I dunno, he's clearly not your average Joe. I also enjoy my work but it's more stressful than going for a walk or playing the guitar. At work there are expectations and deadlines, and I have to plan and manage my time, and update the right people when there are delays or scope changes etc etc. Going for a walk you can just be whatever you are in the moment, you don't have to do or be anything that's asked of you for a few hours.

[1] https://writings.stephenwolfram.com/2012/03/the-personal-ana...


> The pro-productivity people are more involved parents and family members

I haven't seen this amongst several people I know as pro-productivity. The productivity tends to be hyper-focused on work and side hustles/creative, and family/parental duties seemed to be neglected as a result. But I couldn't find any data on this with a quick search, so it's just conflicting anecdata to your anecdata.

Your other bullet points do align more with my experience, but not this one.


> But when I look around at the people I know, none of the people who are anti-productivity are people I admire.

It's interesting to me that you think the opposite of "pro-productivity"--which I define as people who are constantly engaging in life hacks to increase their perceived "productivity", and thus treat productivity as some kind of end unto itself--is "anti-productivity".

Could we agree that the healthy thing lies somewhere in the middle?

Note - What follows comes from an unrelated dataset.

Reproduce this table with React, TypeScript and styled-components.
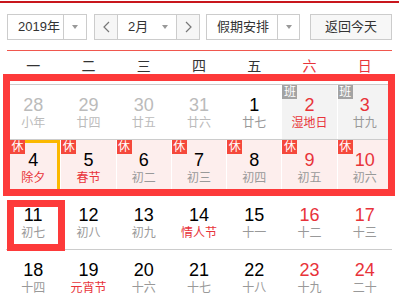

> Work is not a thing I do for money alone. I feel happy and fulfilled when I do it. It is fun!

I really wish I could get into this mindset instead of dreading work. I find no fulfillment from work, in fact the most fulfilled i've felt was when I had no obligations to anyone or anything (taking a break from work)


When you’re like Wolfram, where you are head of a 800-employee organisation, profitable from real users, and have a long road map of where you want to take your product, then work is essentially infinite and energising.

When you get to lead the vision of your “baby”, with support from 800 people, work is completely different from your typical middle manager of individual contributor.


> The separation of work and play that so many online commenters form is perhaps key to this whole thing. Work is not a thing I do for money alone. I feel happy and fulfilled when I do it. It is fun!

That's not "online commenters". It's like 95+% of people who work for a paycheck.


> It appears, empirically from my sample set, that being pro-productivity correlates with spending one's life meaningfully.

I think many people have wildly different ideas about what makes a life meaningful and even more about what is a productive use of time.


This. I felt an almost cringe-like reaction from reading the article. It reminds me of Goodhart's Law: when a measure becomes a target, it ceases to be a good measure. At some point being productive becomes the end goal and no longer a means to an end, and you've lost touch with the beauty of just going on a walk in nature.


Being productive is good but only as a means to an end. If you're using your productivity to get more done then that can be dangerous. But if you're using it to get your work done faster then it's actually quite useful.


> Being productive is not a good

Perhaps you mean that being maximally productive -- that is, seeking productivity over all other goals in life -- is not a good? Because productivity is definitely a good. Without it, all crumbles away to the natural state, which is chaotic and for human purposes "solitary, poor, nasty, brutish, and short".


No, I meant what I said exactly. The product might be a good; that can be debated. But the action itself is not intrinsically good.

What makes an action good? It always or necessarily produces good things. Very few actions are good in themselves.

As to the Hobbes quote: too much for now! I'm at work. :)


I find that you’re projecting your thoughts and lifestyle onto his lifestyle choice. Just stop as it does nobody any good.

What’s wrong with attaching a computer to oneself while walking outdoors? Does he have the same intrinsic motivators as you? Probably not. Does it matter? Probably not.

What about people that go outside and just read? Is that not a good life?


He's the one who posted it online. Fine if others post that they think it's bad, and why. Laudable, even, if you suppose he posted it to communicate some message and others find that message to be harmful or misleading or otherwise bad. They ought to post what they think is wrong with it.


Much more eloquent than what I said


Productivity people remind me of that one KRAZAM video [1].

[1] https://www.youtube.com/watch?v=_o7qjN3KF8U


Most people don't have his potential. Yeah, I'm aware he pushes a lot of crackpot science, but he is still exceedingly brilliant. For the average folk, this is a horrible way to live.


Do you think the world is worse for Stephen Wolfram having been productive?


I took it more along the lines of "this advice is not generally applicable" as opposed to dunking on Wolfram.